Block 105 represents the calculation (performed according to known criteria) of the equation representing, on the colorimetric plane, the sides of the polygon corresponding to said gamut (e.g. the sides Al-Bl, Bl-Cl, Cl-Dl, Dl-El, El-Al) .

Blocks 106 and 106a exemplify that the operations of blocks 104 and 105 are iteratively repeated until said calculation has been carried out for all sides of a given gamut and for all the gamuts/sources being considered (negative result in step 106: there are still sides to be calculated; negative result in step 106a: there are still gamuts to be examined) .

Once the operations of blocks 104 and 105 have been performed for all the sides of each gamut and for all the gamuts (when steps 106 and 106 yield positive results in cascade) , a step 107 locates the intersection points of the sides of the considered gamuts, in all possible combinations, i.e. (as stated in the foregoing) the intersections between the lines of sides belonging to different gamuts, as well as the intersections between the lines of sides belonging to the same gamut (in practice, the vertexes of each polygon describing one of the initial gamuts) .

In performing said operation, various preliminary considerations may be taken into account as regards the position of the sides and the mutual proximity of the sides, so as to reduce the number of combinations to be examined .

For example, step 108 exemplifies that one or more intersection points may be negligible, e.g. such as:

- i) the points located outside the CIE1931 colour region (as in the case of Figure 5) , although they have non-negative Cx and Cy values;

- ii) the points having negative Cx (or Cy) , because they are too far below or too far left of the coloured region;

iii) the points having Cx (or Cy) > = 0.85, because they are too far right or too far above.

The points corresponding to cases ii) and iii) may be located immediately, and they may be discarded from the beginning in order to reduce the number of cases to verify.

The existence of said conditions may be verified in step 108, so that, if the point is of no interest (negative result of step 108), it may be excluded from the calculation (step 108a), thus reducing the number of combinations to be considered.

In other words, step 108 of Figure 10 exemplifies a verification step performed starting from the first intersection point (generally denoted as Cx_k, Cy_k) obtained in block 107, in order to verify whether said element belongs to the gamut of all the considered sources: if said condition is verified (positive result in step 108), the point is stored as a vertex of the intersection gamut common to the various sources, in order to proceed with the processing.
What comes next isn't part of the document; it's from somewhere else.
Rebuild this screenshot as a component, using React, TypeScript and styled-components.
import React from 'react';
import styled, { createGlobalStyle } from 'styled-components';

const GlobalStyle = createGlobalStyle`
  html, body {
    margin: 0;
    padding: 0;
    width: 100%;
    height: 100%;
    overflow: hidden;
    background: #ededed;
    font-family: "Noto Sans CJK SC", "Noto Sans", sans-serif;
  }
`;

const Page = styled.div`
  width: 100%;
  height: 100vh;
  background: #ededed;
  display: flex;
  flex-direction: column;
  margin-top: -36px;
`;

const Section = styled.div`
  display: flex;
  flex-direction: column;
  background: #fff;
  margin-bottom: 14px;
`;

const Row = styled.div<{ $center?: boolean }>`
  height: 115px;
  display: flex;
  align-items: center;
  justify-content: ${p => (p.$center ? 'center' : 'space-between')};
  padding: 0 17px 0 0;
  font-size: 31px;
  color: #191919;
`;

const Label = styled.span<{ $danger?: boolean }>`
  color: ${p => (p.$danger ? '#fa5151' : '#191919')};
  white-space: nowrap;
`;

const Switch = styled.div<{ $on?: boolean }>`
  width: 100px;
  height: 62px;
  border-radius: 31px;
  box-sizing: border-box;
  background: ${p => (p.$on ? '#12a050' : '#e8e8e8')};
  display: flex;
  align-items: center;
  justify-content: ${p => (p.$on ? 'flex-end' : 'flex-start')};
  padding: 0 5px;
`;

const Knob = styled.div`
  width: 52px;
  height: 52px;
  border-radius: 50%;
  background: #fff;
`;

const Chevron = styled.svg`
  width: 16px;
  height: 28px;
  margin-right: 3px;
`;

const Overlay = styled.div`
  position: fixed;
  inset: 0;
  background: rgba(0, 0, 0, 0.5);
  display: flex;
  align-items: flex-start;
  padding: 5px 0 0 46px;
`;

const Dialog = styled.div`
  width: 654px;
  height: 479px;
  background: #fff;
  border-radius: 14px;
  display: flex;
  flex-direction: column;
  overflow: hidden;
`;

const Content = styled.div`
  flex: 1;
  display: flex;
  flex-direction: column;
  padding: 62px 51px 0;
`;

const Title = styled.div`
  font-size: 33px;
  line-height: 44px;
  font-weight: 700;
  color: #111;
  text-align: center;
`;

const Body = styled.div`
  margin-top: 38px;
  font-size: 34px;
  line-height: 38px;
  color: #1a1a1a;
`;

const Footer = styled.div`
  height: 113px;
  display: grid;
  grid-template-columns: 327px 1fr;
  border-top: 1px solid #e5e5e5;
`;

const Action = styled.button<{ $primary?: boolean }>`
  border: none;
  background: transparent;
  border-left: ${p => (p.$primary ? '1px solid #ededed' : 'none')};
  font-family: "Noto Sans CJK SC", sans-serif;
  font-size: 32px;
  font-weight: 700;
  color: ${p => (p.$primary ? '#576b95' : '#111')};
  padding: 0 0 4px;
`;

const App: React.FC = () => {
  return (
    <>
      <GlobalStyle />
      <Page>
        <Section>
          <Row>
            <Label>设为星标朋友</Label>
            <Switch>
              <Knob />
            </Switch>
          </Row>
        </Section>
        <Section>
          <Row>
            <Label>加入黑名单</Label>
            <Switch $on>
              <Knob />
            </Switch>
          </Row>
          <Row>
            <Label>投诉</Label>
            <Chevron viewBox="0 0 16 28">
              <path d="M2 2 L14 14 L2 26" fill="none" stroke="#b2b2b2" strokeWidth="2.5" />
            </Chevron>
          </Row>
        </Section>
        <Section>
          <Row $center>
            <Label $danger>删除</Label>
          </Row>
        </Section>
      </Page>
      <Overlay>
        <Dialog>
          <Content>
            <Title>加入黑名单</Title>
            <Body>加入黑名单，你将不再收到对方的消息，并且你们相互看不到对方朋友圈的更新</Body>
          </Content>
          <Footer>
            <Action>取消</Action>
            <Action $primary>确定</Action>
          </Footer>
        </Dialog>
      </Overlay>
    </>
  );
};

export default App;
If this is not the case (negative result in step 108), the considered point is discarded, as shown in block 108a.

It will be appreciated that the presently outlined procedure aims at verifying if a given point (Cx_k, Cy_k) belongs to the original polygon of a source (fixture), e.g. because it is included therein or is located on the perimeter thereof. The procedure may be repeated on the same point for the same number n of times as the number of the fixtures selected at the beginning, while changing the polygon (the gamut) every time, but the verification always regards one point with reference to a polygon.

For example, in the case of point 03 in Figure 4, when it is verified that Bl belongs to gamut gl, then it is located on the perimeter; when it is verified that Bl belongs to gamut g2, this means that it is located inside the perimeter.
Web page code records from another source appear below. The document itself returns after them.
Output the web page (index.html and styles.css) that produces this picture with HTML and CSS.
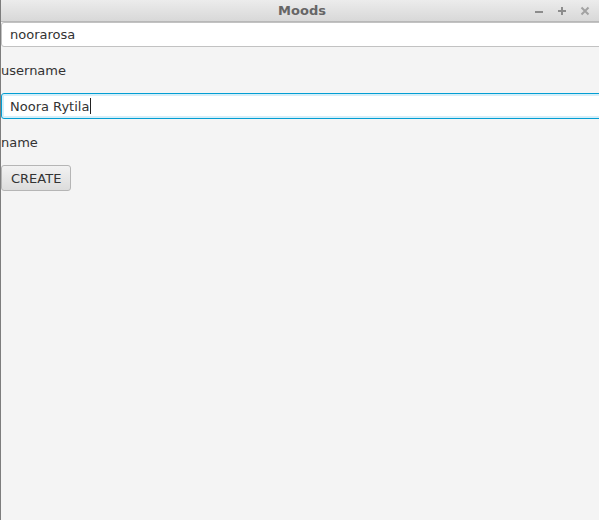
FILE: index.html
```html
<!DOCTYPE html>
<html>
<head>
<meta charset="utf-8">
<title>Moods</title>
<link rel="stylesheet" href="styles.css">
</head>
<body>
<div class="window">
  <div class="titlebar">
    <span class="title">Moods</span>
    <div class="controls">
      <svg class="ctl" width="10" height="10" viewBox="0 0 10 10"><rect x="1" y="5" width="8" height="2" fill="#8c8c8c"/></svg>
      <svg class="ctl" width="10" height="10" viewBox="0 0 10 10"><rect x="1" y="4" width="8" height="2" fill="#8c8c8c"/><rect x="4" y="1" width="2" height="8" fill="#8c8c8c"/></svg>
      <svg class="ctl" width="10" height="10" viewBox="0 0 10 10"><path d="M1.5 1.5 L8.5 8.5 M8.5 1.5 L1.5 8.5" stroke="#a2a2a2" stroke-width="2"/></svg>
    </div>
  </div>
  <div class="content">
    <div class="field">noorarosa</div>
    <div class="label first">username</div>
    <div class="field focused">Noora Rytila<span class="caret"></span></div>
    <div class="label second">name</div>
    <button class="btn">CREATE</button>
  </div>
</div>
</body>
</html>
```
FILE: styles.css
```css
html, body {
  margin: 0;
  padding: 0;
  width: 599px;
  height: 520px;
  overflow: hidden;
  background: #f4f4f4;
  font-family: "DejaVu Sans", sans-serif;
  font-size: 13px;
  color: #333;
}
.window {
  height: 520px;
  display: flex;
  flex-direction: column;
  border-left: 1px solid #7d7d7d;
  box-sizing: border-box;
}
.titlebar {
  height: 21px;
  border-bottom: 1px solid #b8b8b8;
  background: linear-gradient(#ececec, #d8d8d8);
  position: relative;
  display: flex;
  align-items: center;
  justify-content: center;
}
.title {
  font-weight: bold;
  color: #666;
  font-size: 13px;
  margin-left: 4px;
}
.controls {
  position: absolute;
  right: 9px;
  top: 6px;
  display: flex;
  gap: 13px;
}
.ctl { display: block; }
.content {
  display: flex;
  flex-direction: column;
  align-items: flex-start;
  flex: 1;
}
.field {
  align-self: stretch;
  margin-right: -4px;
  height: 25px;
  box-sizing: border-box;
  background: #fff;
  border: 1px solid #c2c2c2;
  border-radius: 3px;
  padding: 0 8px;
  line-height: 23px;
  color: #333;
  display: flex;
  align-items: center;
}
.field.focused {
  margin-top: 14px;
  height: 26px;
  border-color: #039ed3;
  box-shadow: inset 0 0 0 2px #d6eff9;
}
.caret {
  display: inline-block;
  width: 1px;
  height: 16px;
  background: #222;
  margin-left: 1px;
}
.label {
  margin-top: 14px;
  height: 17px;
  line-height: 17px;
}
.label.first { margin-top: 15px; }
.label.second { margin-top: 15px; }
.btn {
  margin-top: 14px;
  height: 26px;
  padding: 0 9px;
  font-family: "DejaVu Sans", sans-serif;
  font-size: 13px;
  color: #333;
  border: 1px solid #b5b5b5;
  border-radius: 3px;
  background: linear-gradient(#f2f2f2, #dcdcdc);
}
```
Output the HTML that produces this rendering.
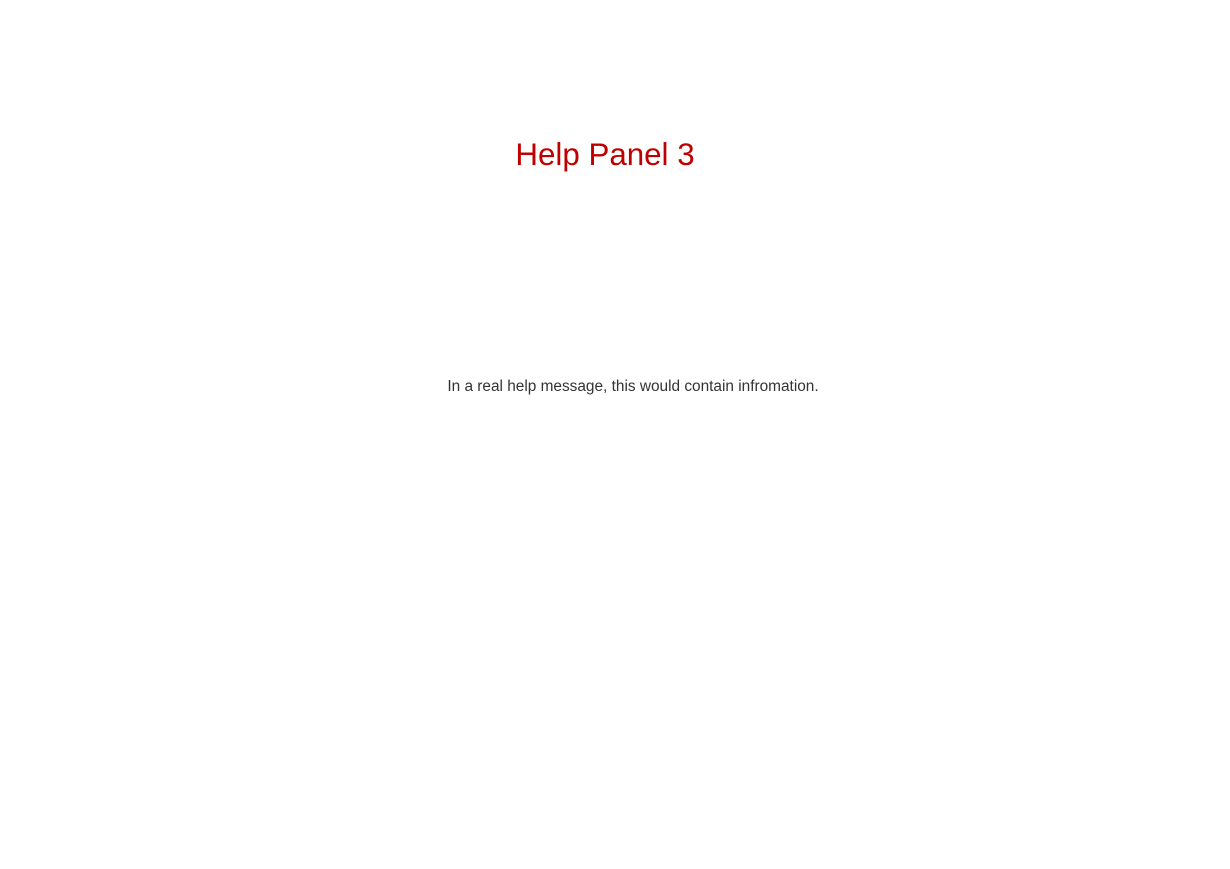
<!DOCTYPE html>
<html><head><meta charset="utf-8"><style>
html,body{margin:0;padding:0;background:#fff;width:1230px;height:869px;overflow:hidden;font-family:"Liberation Sans",Arial,sans-serif}
.t{position:absolute;left:405px;width:400px;top:135px;text-align:center;color:#c00000;font-size:31.3px;line-height:40px}
.p{position:absolute;left:333px;width:600px;top:377px;text-align:center;color:#333;font-size:15.4px;line-height:20px}
</style></head><body>
<div class="t">Help Panel 3</div>
<div class="p">In a real help message, this would contain infromation.</div>
</body></html>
After verifying that a point belongs to all gamuts, it is possible to deduce that it corresponds e.g. to a vertex of the intersection gamut, and so it is possible to state that such a point, being located on the perimeter of the gamut, belongs to the related polygon .

In order to implement said procedure in practice, techniques of the state of the art may be resorted to which are known as Ray Casting Algorithm, Winding Number Algorithm or others. The choice of one of such solutions may depend e.g. on the desired accuracy and on processing time and complexity requirements which must be taken into account.

Step 109 exemplifies the verification whether the processing described in step 108 (storing a given point or discarding the same) has been performed for all points obtained in step 107 (negative result in step 109: there are still points to be verified; positive result in step 109: all points have been verified) .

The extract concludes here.